Das spielte eine größere Rolle als irgendwelche tatsächlichen Programme oder politischen Ideen, die vielleicht das Land aus der Misere führen könnten. Das führt zu einem großen Frust, den man vielleicht sogar an der Wahlbeteiligung ablesen kann.

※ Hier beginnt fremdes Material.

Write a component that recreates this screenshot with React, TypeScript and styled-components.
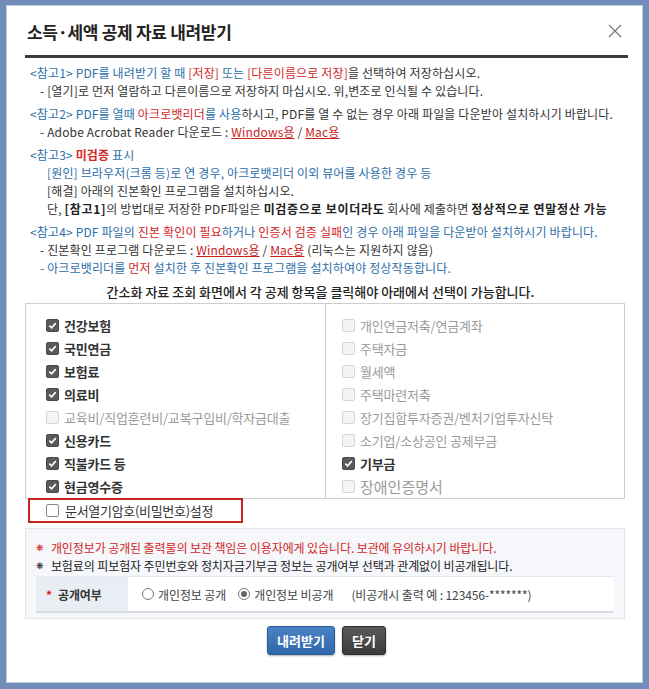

Seit 1885 war die Wahlbeteiligung nur einmal niedriger als diesmal. Das heißt, es gibt einen großen Frust, eine Suche nach Alternativen. So schaffte zum Beispiel die Reformpartei von Nigel Farage, der erst vor vier, fünf Wochen diese Partei wieder übernommen hat, aus dem Stand 14 Prozent. Das schlägt sich nicht in den Sitzen bei dem Mehrheitswahlrecht nieder, was wir in Großbritannien haben. Aber es zeigt, dass Menschen auf der Suche nach neuen und anderen Ideen sind und sie eigentlich von den etablierten Parteien nicht mehr viel erwarten.
DOMRADIO.DE: Wie schaut die Kirche auf dieses historische Wahlergebnis, auf diesen vermeintlichen Wandel?
Blum: Die Kirche hat sich interessanterweise sehr aus diesem Wahlkampf rausgehalten. Traditionell sind Katholiken in Großbritannien eigentlich eher Labour-affin. Das hat etwas damit zu tun, dass die meisten Katholiken eingewandert sind, dass sie aus dem Arbeitermilieu stammen.
Die anglikanische Kirche war lange Zeit eher eine Hochburg der Konservativen. Das ist es aber auch schon länger nicht mehr. Es gab keine richtige Präferenz für die Parteien. Alle gingen im Prinzip davon aus, dass Labour die nächste Regierung stellen wird.
Der designierte Premierminister hat heute Morgen verkündet, dass die Sonne der Hoffnung über dem Land aufgehe. Tja, wenn ich rausschaue, dann regnet es aber gerade in Strömen.